Reprenons tout de même le pitch, pour ceux qui n'auraient pas tout suivi : El Shaddai adapte donc (super librement) le Livre d'Enoch, un recueil apocryphe de l'Ancien Testament dans lequel Dieu envoie Enoch sur Terre pour récupérer l'âme des Anges Déchus, qui ont foutu la merde en s'unissant aux femmes humaines, découvrant les plaisirs de la chair et donnant naissance à des abominations impures... Le Seigneur tout puissant, les Archanges, Gabriel ou Lucifer servent ainsi de personnages principaux à cette aventure biblique, agrémentée de musiques et d'un thème principal (très réussi) qui vous donnera l'impression d'être à l'église. Le truc, c'est qu'on ne nous met pas pour autant dans une ambiance stricte et respectueuse du récit original, puisqu'on est dans un univers complètement barré et bourré d'anachronismes... Lucifer parle à Dieu avec son téléphone portable, lui et Enoch portent des jeans trop classes (produits dérivés officiels que vous pouvez acheter en vrai si ça vous tente !), les Anges déchus balancent des boules de feu, dansent le moonwalk devant une foule en délire ou se créent des univers façon Tron... Yep, ça part un peu dans tous les sens. Malgré tout, ça reste un régal permanent pour les yeux. Le jeu a vraiment un rendu unique, avec des textures vidéo intrigantes, des zones de vide total, des décors tracés d'un simple trait ou bourrés d'éléments colorés... Il y a aussi ces espèces de calques par dessus l'image... C'est étrange et vraiment envoûtant. En tout cas pour moi, car une fois de plus, certains risquent de ne pas adhérer du tout !

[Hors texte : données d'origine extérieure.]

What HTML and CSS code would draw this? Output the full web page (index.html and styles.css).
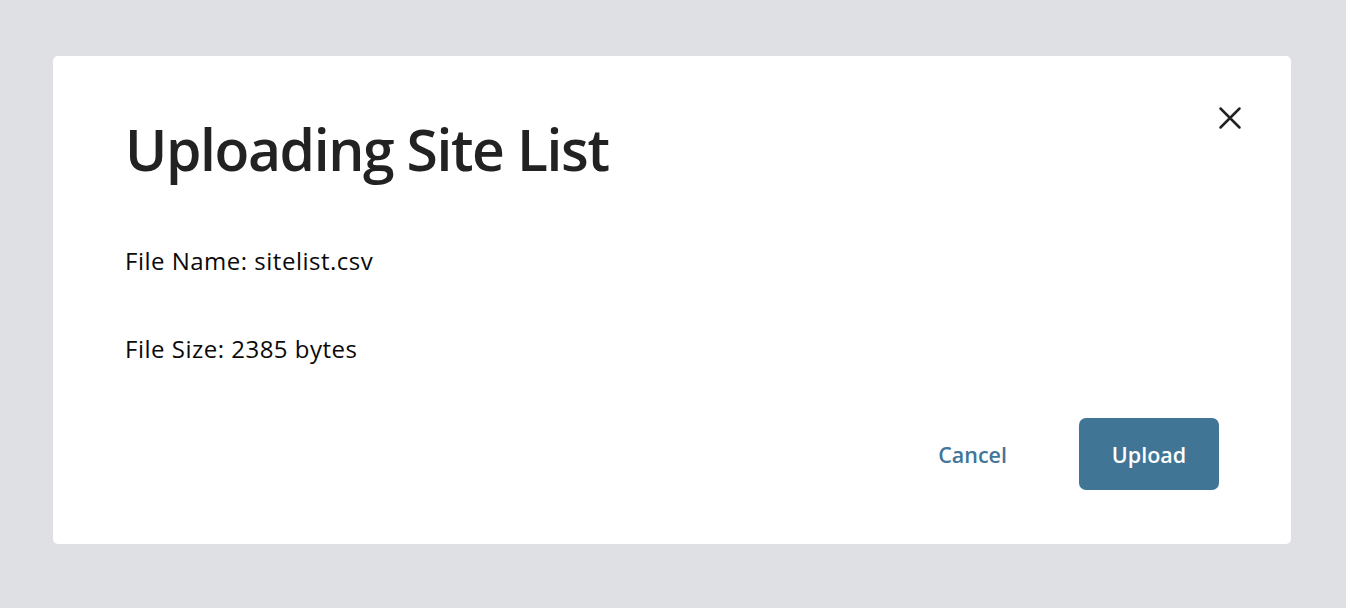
FILE: index.html
```html
<!DOCTYPE html>
<html lang="en">
<head>
<meta charset="utf-8">
<title>Uploading Site List</title>
<link rel="stylesheet" href="styles.css">
</head>
<body>
<div class="dialog" role="dialog" aria-labelledby="dlg-title">
  <button class="close" aria-label="Close">
    <svg width="24" height="24" viewBox="0 0 24 24"><path d="M2.5 2.5 L21.5 21.5 M21.5 2.5 L2.5 21.5" stroke="#222" stroke-width="2.5" stroke-linecap="round" fill="none"/></svg>
  </button>
  <h1 id="dlg-title" class="title">Uploading Site List</h1>
  <p class="info">File Name: sitelist.csv</p>
  <p class="info">File Size: 2385 bytes</p>
  <div class="actions">
    <button class="btn-cancel">Cancel</button>
    <button class="btn-upload">Upload</button>
  </div>
</div>
</body>
</html>
```
FILE: styles.css
```css
html, body {
  margin: 0;
  padding: 0;
}
body {
  background: #dfe0e4;
  font-family: "Open Sans", "Noto Sans", sans-serif;
  width: 1346px;
  height: 608px;
  padding: 56px 0 0 53px;
  box-sizing: border-box;
}
.dialog {
  position: relative;
  width: 1238px;
  height: 488px;
  background: #fff;
  border-radius: 5px;
  box-sizing: border-box;
  padding: 65px 72px 0 72px;
  display: flex;
  flex-direction: column;
}
.close {
  position: absolute;
  top: 50px;
  right: 49px;
  width: 24px;
  height: 24px;
  padding: 0;
  border: 0;
  background: none;
  display: flex;
}
.title {
  margin: 0;
  font-size: 57px;
  font-weight: 600;
  line-height: 1;
  letter-spacing: -1.4px;
  color: #222;
}
.info {
  margin: 0;
  font-size: 24px;
  letter-spacing: 0.5px;
  color: #0a0a0a;
  line-height: 1;
}
.title + .info { margin-top: 71px; }
.info + .info { margin-top: 64px; }
.actions {
  margin-top: auto;
  margin-bottom: 54px;
  display: flex;
  justify-content: flex-end;
  align-items: center;
  gap: 72px;
}
.btn-cancel {
  border: 0;
  background: none;
  font-family: inherit;
  font-size: 21.5px;
  font-weight: 600;
  color: #41759a;
  padding: 0;
}
.btn-upload {
  width: 140px;
  height: 72px;
  border: 0;
  border-radius: 7px;
  background: #417596;
  color: #fff;
  font-family: inherit;
  font-size: 21.5px;
  font-weight: 600;
}
```
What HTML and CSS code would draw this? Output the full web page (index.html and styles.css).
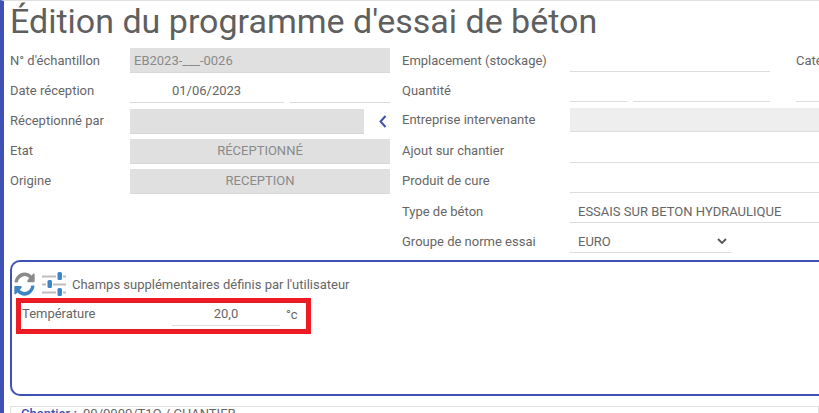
FILE: index.html
```html
<!DOCTYPE html>
<html lang="fr">
<head>
<meta charset="utf-8">
<title>Édition du programme d'essai de béton</title>
<link rel="stylesheet" href="styles.css">
</head>
<body>
<div class="page">
  <h1 class="title">Édition du programme d'essai de béton</h1>
  <div class="form">
    <div class="col col-left">
      <div class="row"><span class="lbl">N° d'échantillon</span><div class="fld grey left">EB2023-___-0026</div></div>
      <div class="row"><span class="lbl">Date réception</span><div class="split"><div class="fld line date">01/06/2023</div><div class="fld line"></div></div></div>
      <div class="row"><span class="lbl up">Réceptionné par</span><div class="fld grey short"></div>
        <svg class="chev" width="8" height="13" viewBox="0 0 8 13"><path d="M6.500 1 L1.500 6.500 L6.500 12" fill="none" stroke="#3f51b5" stroke-width="2"/></svg></div>
      <div class="row"><span class="lbl up">Etat</span><div class="fld grey center up">RÉCEPTIONNÉ</div></div>
      <div class="row"><span class="lbl up">Origine</span><div class="fld grey center up">RECEPTION</div></div>
    </div>
    <div class="col col-right">
      <div class="row"><span class="lbl wide">Emplacement (stockage)</span><div class="fld line empl"></div><span class="lbl cate">Catégorie</span></div>
      <div class="row"><span class="lbl wide">Quantité</span><div class="fld line qty"></div><div class="fld line unit"></div><div class="fld line extra"></div></div>
      <div class="row"><span class="lbl wide up">Entreprise intervenante</span><div class="fld pale full"></div></div>
      <div class="row"><span class="lbl wide up">Ajout sur chantier</span><div class="fld line full"></div></div>
      <div class="row"><span class="lbl wide up">Produit de cure</span><div class="fld line full"></div></div>
      <div class="row"><span class="lbl wide">Type de béton</span><div class="fld line full text">ESSAIS SUR BETON HYDRAULIQUE</div></div>
      <div class="row"><span class="lbl wide">Groupe de norme essai</span><div class="fld line sel text">EURO
        <svg class="caret" width="10" height="6" viewBox="0 0 10 6"><path d="M1 1 L5 5 L9 1" fill="none" stroke="#555" stroke-width="1.8"/></svg></div></div>
    </div>
  </div>
  <section class="panel">
    <div class="panel-head">
      <svg class="sync" width="21" height="24" viewBox="0 0 512 512" preserveAspectRatio="none">
        <path fill="#8a8a8a" d="M370.72 133.28C339.458 104.008 298.888 87.962 255.848 88c-77.458.068-144.328 53.178-162.791 126.85-1.344 5.363-6.122 9.15-11.651 9.15H24.103c-7.498 0-13.194-6.807-11.807-14.176C33.933 94.924 134.813 8 256 8c66.448 0 126.791 26.136 171.315 68.685L463.03 40.97C478.149 25.851 504 36.559 504 57.941V192c0 13.255-10.745 24-24 24H345.941c-21.382 0-32.09-25.851-16.971-40.971l41.75-41.749z"/>
        <path fill="#3d85c6" d="M32 296h134.059c21.382 0 32.09 25.851 16.971 40.971l-41.75 41.75c31.262 29.273 71.835 45.319 114.876 45.28 77.418-.07 144.315-53.144 162.787-126.849 1.344-5.363 6.122-9.15 11.651-9.15h57.304c7.498 0 13.194 6.807 11.807 14.176C478.067 417.076 377.187 504 256 504c-66.448 0-126.791-26.136-171.315-68.685L48.97 471.03C33.851 486.149 8 475.441 8 454.059V320c0-13.255 10.745-24 24-24z"/>
      </svg>
      <svg class="sliders" width="24" height="24" viewBox="0 0 24 24">
        <path d="M0 4.500H14M21 4.500H24M0 12.500H4M11 12.500H24M0 20.500H14M21 20.500H24" stroke="#bdbdbd" stroke-width="2" fill="none"/>
        <rect x="15.500" y="0" width="4.500" height="8" rx="1.500" fill="#3d85c6"/>
        <rect x="5.500" y="8" width="4.500" height="8" rx="1.500" fill="#3d85c6"/>
        <rect x="15.500" y="16" width="4.500" height="8" rx="1.500" fill="#3d85c6"/>
      </svg>
      <span class="panel-title">Champs supplémentaires définis par l'utilisateur</span>
    </div>
    <div class="highlight">
      <span class="temp-lbl">Température</span>
      <div class="temp-val">20,0</div>
      <span class="temp-unit">°c</span>
    </div>
  </section>
  <div class="foot"><b>Chantier :</b> 00/0000/T1Q / CHANTIER</div>
</div>
</body>
</html>
```
FILE: styles.css
```css
html, body { margin: 0; padding: 0; height: 100%; overflow: hidden; background: #fff; }
body { font-family: Roboto, "Liberation Sans", sans-serif; color: #666; font-size: 13px; }
.page {
  width: 819px; height: 413px; box-sizing: border-box; overflow: hidden;
  border-left: 4px solid #3f51b5; border-top: 1px solid #e0e0e0; padding-left: 6px;
}
.title { margin: 0 0 6px; font-size: 34px; font-weight: 400; line-height: 41px; color: #5f5f5f; white-space: nowrap; }
.form { display: flex; height: 212px; }
.col { display: flex; flex-direction: column; }
.col-left { width: 392px; flex: none; }
.col-right { flex: 1; min-width: 0; }
.row { display: flex; align-items: stretch; height: 25px; margin-bottom: 5.25px; white-space: nowrap; }
.col-right .row { height: 24px; margin-bottom: 6.2px; }
.lbl { width: 120px; flex: none; line-height: 25px; }
.lbl.wide { width: 168px; }
.lbl.cate { width: auto; margin-left: 26px; }
.fld { box-sizing: border-box; line-height: 25px; flex: none; width: 260px; }
.lbl.up, .fld.up { line-height: 23px; }
.grey { background: #e0e0e0; color: #8a8a8a; border-bottom: 1px solid #d8d8d8; }
.left { padding-left: 4px; }
.center { text-align: center; }
.short { width: 234px; }
.chev { margin: 6px 0 0 15px; }
.split { display: flex; gap: 6px; width: 260px; }
.line { border-bottom: 1px solid #ddd; }
.split .line { width: 100px; }
.split .date { width: 154px; padding-left: 42px; }
.empl { width: 200px; }
.qty { width: 57px; }
.unit { width: 137px; margin-left: 6px; }
.extra { width: 30px; margin-left: 26px; }
.pale { background: #eee; border-bottom: 1px solid #ddd; }
.full { width: 260px; }
.text { padding-left: 8px; color: #666; }
.sel { width: 161px; position: relative; }
.caret { position: absolute; right: 4px; top: 9px; }
.panel {
  box-sizing: border-box; width: 812px; height: 136px; padding: 9px 0 0 2px;
  border: 2px solid #3f51b5; border-right: 0; border-radius: 10px 0 0 10px;
}
.panel-head { display: flex; align-items: center; height: 26px; }
.sliders { margin-left: 7px; }
.panel-title { margin-left: 6px; }
.highlight {
  box-sizing: border-box; width: 295px; height: 36px; margin: 1px 0 0 2px;
  border: 5px solid #ed1c24; display: flex; align-items: flex-start; padding-left: 1px;
}
.temp-lbl { width: 150px; flex: none; line-height: 22px; }
.temp-val { width: 108px; flex: none; box-sizing: border-box; height: 23px; text-align: center; line-height: 22px; border-bottom: 1px solid #ddd; }
.temp-unit { margin-left: 6px; line-height: 23px; }
.foot { margin-top: 10px; border: 1px solid #e0e0e0; padding: 0 0 0 10px; line-height: 14px; height: 30px; box-sizing: border-box; }
.foot b { color: #3f51b5; font-weight: 500; margin-right: 3px; }
```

Un paradis réservé aux esthètes ?

Mais la question que vous vous posez tous est certainement "y a-t-il seulement un jeu derrière tout ça ?"... Eh bien oui, bien sûr, faut pas déconner ! Concrètement, la formule alterne entre phases de beat'em all 3D et phases de plateforme (dont certaines se déroulent sur un vrai plan 2D). Le système de combat, sans casser des briques par rapport aux modèles du genre, se distingue par sa fluidité, sa pêche et de petites subtilités, qu'on doit principalement aux 3 armes différentes entre lesquelles il faut jongler pour mieux se débarrasser des ennemis. Elles sont en effet toutes les trois plus fortes et plus faibles qu'une autre arme (le bon vieux concept du pierre-feuille-ciseaux) et offrent chacune des combos différents et même des capacités liées à l'exploration (planer, détruire des murs ou dasher). Les phases de plateforme, elles, sont un peu moins nombreuses et aussi un peu moins intéressantes, mais elles permettent de mieux rythmer le jeu, qui souffre tout de même, avouons-le, d'une certaine répétitivité de gameplay... Les niveaux sont en effet très linéaires, façon couloir/arène, avec des affrontements parfois longuets aussi. Bref, côté gameplay, c'est agréable mais plutôt "basique", il faut bien l'avouer. Reste que j'ai été porté par l'ambiance, l'univers et l'histoire durant ces premiers chapitres, qui m'ont finalement vraiment conquis... d'autant que l'intérêt de l'ensemble semble progressivement décoller après quelques heures à rester béat devant cette expérience hallucinante. Du côté de la traduction et de son intégration, on a relevé des petits problèmes de synchronisation des sous-titres sur les voix, mais les textes sont de qualité et la narration occidentale fait son office. A noter qu'il est possible de choisir entre VO (japonais) et version anglaise, le français n'étant disponible qu'en sous-titres.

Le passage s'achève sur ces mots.